Dossier Laméca

Musique afro-colombienne

2. LA CÔTE PACIFIQUE SUD

 

Carte de la côte Pacifique colombo-équatorienne.

La région colombienne du Pacifique Sud s’étend jusqu’à la province équatorienne d'Esmeraldas. Comme le Chocó, c’est une région de forêt tropicale humide isolée. Près de 90% de sa population descend des esclaves africains amenés dans les chaînes de montagne de la région pour travailler dans les mines d'or. Les amérindiens, qui représentent 5 % de la population, vivent en grande partie dans leurs propres villages, loin en amont. Et une poignée de colons venus de l'extérieur vit dans les grandes villes de la région.

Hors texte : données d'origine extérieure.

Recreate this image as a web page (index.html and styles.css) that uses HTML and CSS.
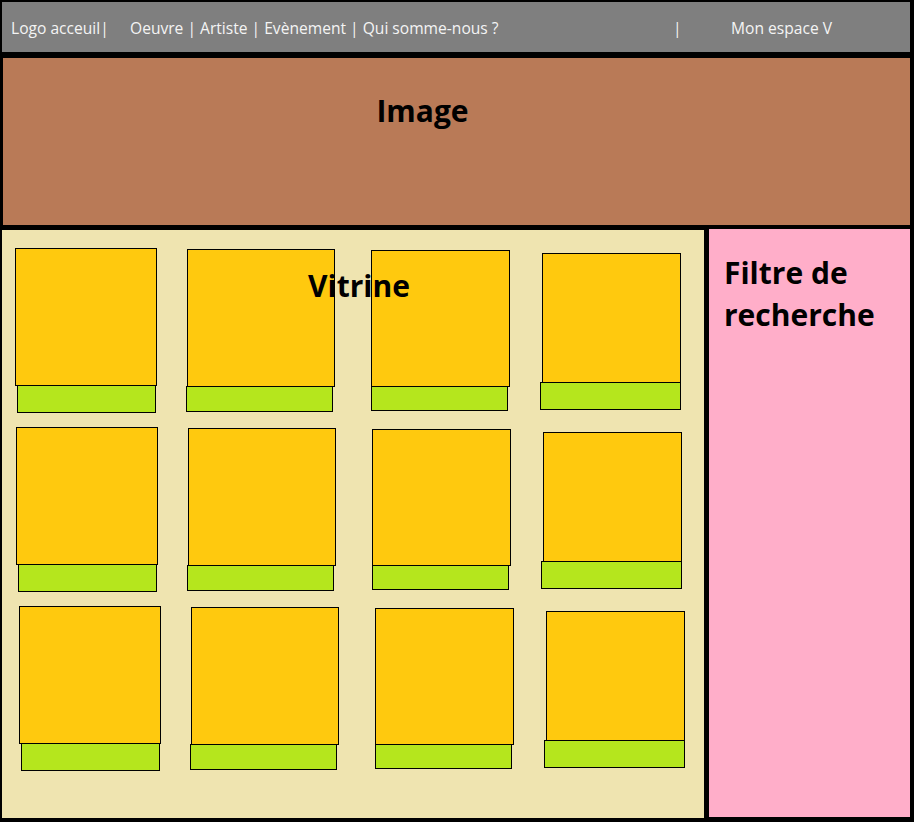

Le fleuve Yurumanguí (2006).
Photo : Michael Birenbaum Quintero

 

Une vie au rythme du fleuve

La plupart des implantations humaines du Pacifique Sud se situent le long des nombreux fleuves et rivières qui naissent dans les montagnes séparant la région du reste du pays et qui s’écoulent vers l’Ouest jusqu’à l’océan Pacifique. Ces cours d’eau sont les principaux axes de transport et constituent les points de liaison des implantations humaines de la région. Les habitants tirent avantage des courants descendants des fleuves pour ramer en canots jusqu'à leurs parcelles de terre cultivées, situées à quelques minutes à pied dans la forêt. Dans les communautés en aval, les femmes ramassent les mollusques des marais qui bordent l'océan et les hommes, avant l'aube, partent en mer pêcher le poisson, une bougie et une marmite sur le feu, à la proue de leurs canots. Ils retournent chez eux avec la marée montante de midi.

"Washing Gold” - orpaillage (Province de Barbacoas).
Aquarelle de Manuel María Paz (1851)

Dans les communautés qui bordent les fleuves, profitant de l’eau assainie par cette marée montante, les femmes se rassemblent sur les rives pour laver le linge en bavardant. De leur côté, les enfants s'amusent et nagent dans le fleuve et remplissent les bidons d'eau potable de la journée. Munis de leur pain de savon bleu, les hommes descendent à la rivière pour se laver.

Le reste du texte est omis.